Crash is also a series of stories of redemption, and of failure. An angry racist risks his life to save the life of a black woman he assaulted previously. A pampered and arrogant rich woman finds in her Spanish housemaid more friendship, loyalty and affection than in her rich friends. A good cop who tries to uphold his values in a bigoted world becomes an killer of an innocent black man he tries to help. An unrepentant black car thief faces the choice of wealth or humanity. But that simplifies the film more than it deserves. And it's only a small portion of the interwoven tales in the film.
Perhaps the most immediate message is that nothing is easy. In Crash, as in real life, there are no simple answers, no cut-and-dry solutions. Life sucks, no matter what you do. But sometimes we can rise above the crap and, for that fleeting moment, be redeemed. Or destroyed. Sometimes no matter how hard we try, no matter how much we strive, it ends in the crapper. Or so Crash suggests, at least in some of the tales.
Not everything is fully explained or completed.

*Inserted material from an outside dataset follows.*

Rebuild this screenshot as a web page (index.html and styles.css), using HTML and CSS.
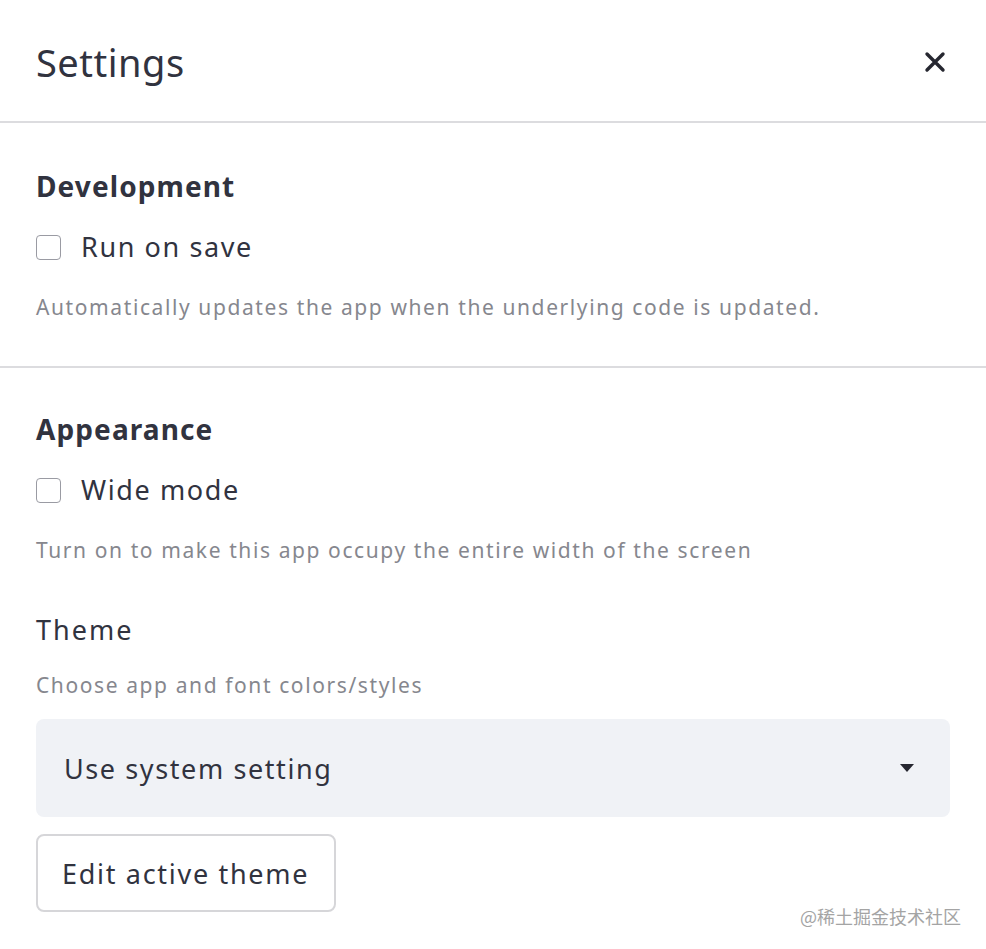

There are a lot of unresolved threads, stories uncompleted. The audience is left wondering at the end about many elements that we've been shown. This isn't a fairy tale; it's a slice of life, and as such doesn't fit into those carefully scripted films that wrap everything up so cleanly at the end. Still, one can't help wonder while the credits roll up what happened to the young cop? To the old man with the prostate problem? To the Iranian shopkeeper? Did the car thief change his life?
Crash seemed to me to be almost British in its style and portrayal of characters. Not everyone is believable, of course, and sometimes the characters are typically overdone or underdone in American film fashion. The DA (Brendan Fraser) is a cardboard cutout. Officer Hanson (Ryan Philippe) was wooden. But overall, the cast did very well at portraying real people. Hollywood could take a page from the British and try casting actors who aren't Beautiful People in the leads now and then.
Crash is an adult film, but has little sexual content (only a brief moment of nudity between Don Cheadle and Jennifer Esposito). Cheadle is the only character I recall who smokes. While perhaps realistic in the scope of the film, having Cheadle a non-smoker would have been more consistent with the other characters. The film also portrays another addict (aside from tobacco) - heroin - but it's a minor character. Cheadle's addiction is one of those unresolved failures in the film, I suppose.
I recommend Crash to anyone who wants a movie that demands attention, avoids simple classification and makes you think. It's provocative and that makes it good in my eyes. Four out of five stars, despite Cheadle's smoking.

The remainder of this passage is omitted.